§ **What is asked**
Look through the listing and locate every line containing the word "this"; copy those lines.

§ **Data section**
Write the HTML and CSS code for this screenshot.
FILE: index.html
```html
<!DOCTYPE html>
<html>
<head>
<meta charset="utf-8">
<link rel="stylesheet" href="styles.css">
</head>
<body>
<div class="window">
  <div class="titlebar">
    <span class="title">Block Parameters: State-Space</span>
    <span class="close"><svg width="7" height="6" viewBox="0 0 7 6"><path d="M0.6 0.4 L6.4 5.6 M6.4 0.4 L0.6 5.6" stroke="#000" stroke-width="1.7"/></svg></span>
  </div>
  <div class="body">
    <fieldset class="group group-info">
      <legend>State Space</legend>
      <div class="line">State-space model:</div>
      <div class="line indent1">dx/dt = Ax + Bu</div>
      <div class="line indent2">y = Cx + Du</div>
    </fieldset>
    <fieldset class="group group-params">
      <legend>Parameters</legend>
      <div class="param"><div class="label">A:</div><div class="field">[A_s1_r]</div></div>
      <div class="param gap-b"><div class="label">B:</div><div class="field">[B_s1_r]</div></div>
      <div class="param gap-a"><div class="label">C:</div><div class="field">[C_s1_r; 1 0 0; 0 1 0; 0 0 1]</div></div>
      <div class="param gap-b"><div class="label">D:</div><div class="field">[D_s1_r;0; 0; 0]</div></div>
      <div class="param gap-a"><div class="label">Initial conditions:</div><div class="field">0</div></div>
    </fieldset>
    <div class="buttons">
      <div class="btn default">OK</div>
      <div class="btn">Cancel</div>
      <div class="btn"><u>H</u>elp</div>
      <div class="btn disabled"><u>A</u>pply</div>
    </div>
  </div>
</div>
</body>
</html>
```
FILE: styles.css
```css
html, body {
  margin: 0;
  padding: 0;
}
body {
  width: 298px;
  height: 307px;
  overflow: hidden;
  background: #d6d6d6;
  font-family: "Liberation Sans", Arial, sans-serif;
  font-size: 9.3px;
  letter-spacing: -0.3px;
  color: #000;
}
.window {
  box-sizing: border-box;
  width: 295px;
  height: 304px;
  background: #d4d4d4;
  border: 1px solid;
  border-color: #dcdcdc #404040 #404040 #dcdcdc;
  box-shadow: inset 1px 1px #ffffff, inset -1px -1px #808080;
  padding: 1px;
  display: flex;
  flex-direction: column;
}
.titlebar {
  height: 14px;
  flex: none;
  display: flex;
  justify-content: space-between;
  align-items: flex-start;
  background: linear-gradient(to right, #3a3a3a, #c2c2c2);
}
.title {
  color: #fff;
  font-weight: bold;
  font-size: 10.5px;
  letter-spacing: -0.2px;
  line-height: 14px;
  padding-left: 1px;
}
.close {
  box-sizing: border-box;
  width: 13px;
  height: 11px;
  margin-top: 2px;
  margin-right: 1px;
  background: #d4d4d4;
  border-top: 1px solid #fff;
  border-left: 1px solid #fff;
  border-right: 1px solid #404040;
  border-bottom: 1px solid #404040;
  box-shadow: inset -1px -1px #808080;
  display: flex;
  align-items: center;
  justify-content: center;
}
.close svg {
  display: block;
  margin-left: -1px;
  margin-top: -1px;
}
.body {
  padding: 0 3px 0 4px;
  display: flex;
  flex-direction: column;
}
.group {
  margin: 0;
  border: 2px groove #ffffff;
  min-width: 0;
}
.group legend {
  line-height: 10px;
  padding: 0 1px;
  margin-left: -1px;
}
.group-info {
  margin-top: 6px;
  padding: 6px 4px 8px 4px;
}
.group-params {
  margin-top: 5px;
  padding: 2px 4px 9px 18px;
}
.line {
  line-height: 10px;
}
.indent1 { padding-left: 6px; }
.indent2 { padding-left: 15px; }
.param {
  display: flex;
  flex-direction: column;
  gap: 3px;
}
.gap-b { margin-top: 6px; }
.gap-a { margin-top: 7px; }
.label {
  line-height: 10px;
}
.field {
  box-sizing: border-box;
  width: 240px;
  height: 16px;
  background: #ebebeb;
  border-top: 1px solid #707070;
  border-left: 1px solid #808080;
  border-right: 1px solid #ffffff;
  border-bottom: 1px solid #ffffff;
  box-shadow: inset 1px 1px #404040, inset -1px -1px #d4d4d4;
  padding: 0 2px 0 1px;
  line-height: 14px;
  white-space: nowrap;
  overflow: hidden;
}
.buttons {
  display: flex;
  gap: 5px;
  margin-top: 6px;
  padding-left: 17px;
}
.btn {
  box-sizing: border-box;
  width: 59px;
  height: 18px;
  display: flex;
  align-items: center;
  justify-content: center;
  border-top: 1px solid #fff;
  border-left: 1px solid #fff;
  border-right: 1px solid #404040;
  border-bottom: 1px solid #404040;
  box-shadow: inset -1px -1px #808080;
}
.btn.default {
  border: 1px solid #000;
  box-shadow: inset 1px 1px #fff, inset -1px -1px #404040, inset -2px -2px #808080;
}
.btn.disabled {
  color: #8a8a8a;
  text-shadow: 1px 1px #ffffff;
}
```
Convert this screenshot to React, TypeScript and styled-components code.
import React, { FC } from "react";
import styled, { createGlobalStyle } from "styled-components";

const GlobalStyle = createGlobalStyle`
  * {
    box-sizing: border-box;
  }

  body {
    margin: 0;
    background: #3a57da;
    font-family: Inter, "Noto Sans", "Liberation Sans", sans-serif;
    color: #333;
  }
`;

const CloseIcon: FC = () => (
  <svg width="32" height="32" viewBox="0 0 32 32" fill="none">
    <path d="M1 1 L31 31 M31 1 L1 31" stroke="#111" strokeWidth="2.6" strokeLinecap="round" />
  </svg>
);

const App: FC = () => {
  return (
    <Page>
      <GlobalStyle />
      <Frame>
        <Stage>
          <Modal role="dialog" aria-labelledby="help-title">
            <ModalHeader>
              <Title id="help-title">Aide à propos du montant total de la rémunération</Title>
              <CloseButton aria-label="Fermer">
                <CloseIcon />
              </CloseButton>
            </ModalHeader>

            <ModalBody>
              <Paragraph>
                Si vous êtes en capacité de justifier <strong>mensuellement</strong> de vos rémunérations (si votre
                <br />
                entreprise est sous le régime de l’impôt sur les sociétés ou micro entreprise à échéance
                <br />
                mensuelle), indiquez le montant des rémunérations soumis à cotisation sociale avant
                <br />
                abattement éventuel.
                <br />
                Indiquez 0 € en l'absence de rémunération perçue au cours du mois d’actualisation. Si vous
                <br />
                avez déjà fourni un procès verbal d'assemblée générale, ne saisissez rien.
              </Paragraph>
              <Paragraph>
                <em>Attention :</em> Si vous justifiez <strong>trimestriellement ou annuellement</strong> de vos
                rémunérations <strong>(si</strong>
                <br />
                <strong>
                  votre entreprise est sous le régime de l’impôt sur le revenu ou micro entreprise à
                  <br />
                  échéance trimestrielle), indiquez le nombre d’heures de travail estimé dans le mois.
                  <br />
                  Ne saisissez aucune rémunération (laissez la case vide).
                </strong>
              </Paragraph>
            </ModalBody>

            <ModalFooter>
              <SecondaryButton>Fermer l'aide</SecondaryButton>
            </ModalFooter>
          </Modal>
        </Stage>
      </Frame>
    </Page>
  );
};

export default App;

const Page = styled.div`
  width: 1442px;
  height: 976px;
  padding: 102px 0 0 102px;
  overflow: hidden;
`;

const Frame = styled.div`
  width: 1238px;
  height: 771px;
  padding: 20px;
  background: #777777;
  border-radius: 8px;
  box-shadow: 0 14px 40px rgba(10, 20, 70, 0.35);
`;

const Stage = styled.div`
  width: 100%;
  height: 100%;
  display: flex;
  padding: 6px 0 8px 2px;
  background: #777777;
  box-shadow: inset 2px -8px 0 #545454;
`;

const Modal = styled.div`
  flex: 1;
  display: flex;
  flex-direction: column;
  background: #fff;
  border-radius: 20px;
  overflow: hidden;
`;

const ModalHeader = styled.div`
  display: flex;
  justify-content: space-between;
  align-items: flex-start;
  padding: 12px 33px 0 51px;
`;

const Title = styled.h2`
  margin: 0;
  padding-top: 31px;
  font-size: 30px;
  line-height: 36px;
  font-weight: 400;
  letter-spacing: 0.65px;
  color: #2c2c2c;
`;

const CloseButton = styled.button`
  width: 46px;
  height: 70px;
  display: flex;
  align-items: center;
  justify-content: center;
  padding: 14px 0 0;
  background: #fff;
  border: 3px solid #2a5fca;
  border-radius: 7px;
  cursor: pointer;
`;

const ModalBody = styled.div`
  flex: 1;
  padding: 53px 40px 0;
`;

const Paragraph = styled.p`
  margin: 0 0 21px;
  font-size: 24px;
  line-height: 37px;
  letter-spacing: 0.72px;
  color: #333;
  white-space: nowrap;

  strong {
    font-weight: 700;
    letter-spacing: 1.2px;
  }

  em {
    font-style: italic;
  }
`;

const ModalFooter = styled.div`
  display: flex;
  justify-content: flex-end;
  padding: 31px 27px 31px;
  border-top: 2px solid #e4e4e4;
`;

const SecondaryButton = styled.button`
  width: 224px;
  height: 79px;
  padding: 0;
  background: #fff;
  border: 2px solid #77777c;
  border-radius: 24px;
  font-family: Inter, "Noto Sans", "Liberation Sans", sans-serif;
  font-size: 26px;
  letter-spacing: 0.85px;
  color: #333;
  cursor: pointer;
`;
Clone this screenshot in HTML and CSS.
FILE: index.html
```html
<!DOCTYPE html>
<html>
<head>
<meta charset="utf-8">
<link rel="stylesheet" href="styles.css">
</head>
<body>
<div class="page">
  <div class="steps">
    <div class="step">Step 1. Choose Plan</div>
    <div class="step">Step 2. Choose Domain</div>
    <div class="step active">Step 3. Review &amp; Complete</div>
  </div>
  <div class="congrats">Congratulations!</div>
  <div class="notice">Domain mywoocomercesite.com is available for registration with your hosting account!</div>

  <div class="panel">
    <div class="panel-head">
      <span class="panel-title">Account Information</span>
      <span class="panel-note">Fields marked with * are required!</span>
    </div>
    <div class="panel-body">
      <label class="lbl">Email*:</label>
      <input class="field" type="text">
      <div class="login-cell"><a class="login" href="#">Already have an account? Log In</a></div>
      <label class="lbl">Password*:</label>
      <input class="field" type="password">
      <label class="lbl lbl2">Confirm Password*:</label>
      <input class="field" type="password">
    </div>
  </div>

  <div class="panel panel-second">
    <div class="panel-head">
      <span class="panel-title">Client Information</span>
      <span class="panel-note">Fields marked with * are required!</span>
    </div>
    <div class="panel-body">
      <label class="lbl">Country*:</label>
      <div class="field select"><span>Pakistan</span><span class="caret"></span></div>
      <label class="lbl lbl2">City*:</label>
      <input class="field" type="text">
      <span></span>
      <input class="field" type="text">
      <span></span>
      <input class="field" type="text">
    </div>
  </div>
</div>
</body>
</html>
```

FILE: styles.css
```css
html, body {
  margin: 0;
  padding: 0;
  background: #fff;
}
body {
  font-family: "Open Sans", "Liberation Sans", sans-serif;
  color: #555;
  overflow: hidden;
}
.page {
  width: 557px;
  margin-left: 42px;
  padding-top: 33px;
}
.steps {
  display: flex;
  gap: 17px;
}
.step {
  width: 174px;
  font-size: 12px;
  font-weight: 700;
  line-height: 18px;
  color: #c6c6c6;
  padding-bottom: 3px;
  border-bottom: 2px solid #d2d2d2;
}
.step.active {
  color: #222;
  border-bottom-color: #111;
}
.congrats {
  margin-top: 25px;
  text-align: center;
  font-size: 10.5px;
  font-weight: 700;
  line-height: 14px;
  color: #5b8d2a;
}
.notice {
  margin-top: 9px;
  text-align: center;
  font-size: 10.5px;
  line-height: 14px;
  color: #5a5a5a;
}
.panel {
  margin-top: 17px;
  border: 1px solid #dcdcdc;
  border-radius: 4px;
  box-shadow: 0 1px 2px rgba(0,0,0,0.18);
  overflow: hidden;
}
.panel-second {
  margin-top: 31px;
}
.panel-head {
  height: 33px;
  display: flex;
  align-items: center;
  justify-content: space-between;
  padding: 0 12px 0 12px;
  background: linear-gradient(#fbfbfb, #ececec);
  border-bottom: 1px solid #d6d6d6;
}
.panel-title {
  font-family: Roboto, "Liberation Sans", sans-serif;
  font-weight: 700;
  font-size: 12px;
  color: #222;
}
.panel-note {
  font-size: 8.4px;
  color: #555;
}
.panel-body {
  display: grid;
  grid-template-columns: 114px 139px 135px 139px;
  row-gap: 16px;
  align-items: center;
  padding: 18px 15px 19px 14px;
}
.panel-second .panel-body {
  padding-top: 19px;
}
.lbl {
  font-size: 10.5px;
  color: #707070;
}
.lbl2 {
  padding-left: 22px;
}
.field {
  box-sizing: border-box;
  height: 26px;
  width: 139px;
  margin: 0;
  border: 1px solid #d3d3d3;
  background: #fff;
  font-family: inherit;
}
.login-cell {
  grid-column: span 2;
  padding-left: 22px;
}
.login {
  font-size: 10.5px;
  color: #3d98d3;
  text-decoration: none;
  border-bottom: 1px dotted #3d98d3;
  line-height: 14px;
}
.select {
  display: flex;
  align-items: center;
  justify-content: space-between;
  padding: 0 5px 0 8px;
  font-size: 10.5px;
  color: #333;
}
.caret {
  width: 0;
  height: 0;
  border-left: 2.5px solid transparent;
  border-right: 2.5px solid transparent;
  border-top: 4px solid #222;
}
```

§ **Finished exercise**
Write the HTML and CSS code for this screenshot.
Convert this screenshot to React, TypeScript and styled-components code.
Clone this screenshot in HTML and CSS.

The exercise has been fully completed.